Among the positive factors in the first quarter, management notes an increase in oil prices, a gradual recovery in refining and petrochemical margins and optimization of operating expenses. The results were negatively affected by a 6.4% reduction in hydrocarbon production and abnormal cold weather in February, the impact of which is estimated at $ 600 million.
Exxon Mobil increased its operating cash flow by 47.6% on the back of revenue and profit growth. This, together with a sharp decrease in capex, made it possible to reduce net debt by $ 3.4 billion over the quarter. At the same time, debt remains at a higher level than a year ago, which is associated with an increase in borrowing in a difficult 2020.
Overall, financial results for the first quarter look positive. Exxon Mobil was able to show investors that at current oil prices, the company is able to generate enough free cash flow to both pay dividends and reduce debt.
To evaluate the company, we used the multiples valuation method relative to peers, which gave a target capitalization of $286.3 billion, or $67.6 per share.
This corresponds to an upside of 8.7% on a 12-month horizon. and a Hold rating. Including dividends, the upside is 14.3%.
Note that the weighted average target price for a sample of analysts with a historical performance of forecasts for this stock above the average is, according to our calculations, $ 67.43 (upside - 8.4%), the stock rating - 3.14 (rating value 5.0 corresponds to the recommendation Strong Buy, and 1.0 is Strong Sell).
This includes the estimate of the target price of Exxon Mobil shares by Credit Suisse analysts at $ 69.0 (recommendation - Neutral), Wells Fargo - $ 65.0 (Buy), MKM Partners - $ 68.0 (Buy).
Stock market performance
Since the beginning of 2020, Exxon Mobil shares have performed marginally worse than its main closest counterpart, the US oil and gas major Chevron and the XOP oil and gas ETF. In our view, this dynamic is due to the fact that investors were not confident that Exxon Mobil would be able to generate enough free cash flow to maintain a high level of dividends while continuing to invest in development.

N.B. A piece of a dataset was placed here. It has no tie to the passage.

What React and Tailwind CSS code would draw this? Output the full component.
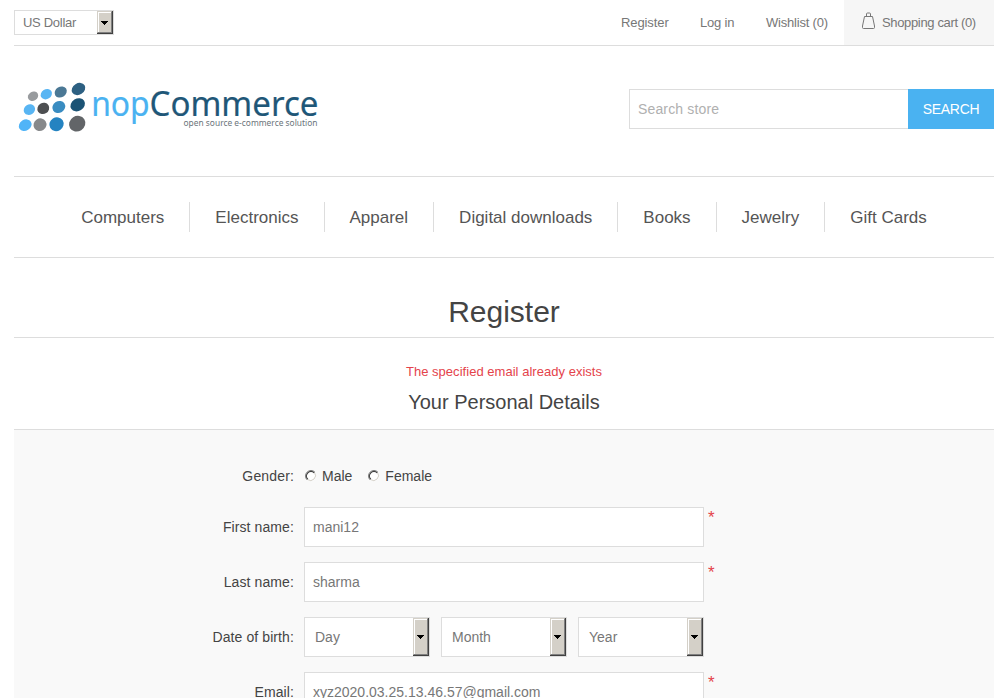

Now, against the backdrop of positive financial results, Exxon Mobil shares have almost caught up with the sector and, in our opinion, will move at the level of their peers in the near future.
Technically speaking, Exxon Mobil shares are trading in a medium-term uptrend. The nearest resistance in the current situation is the previous local maximum at $64. Support is located at the 50-day moving average at $58.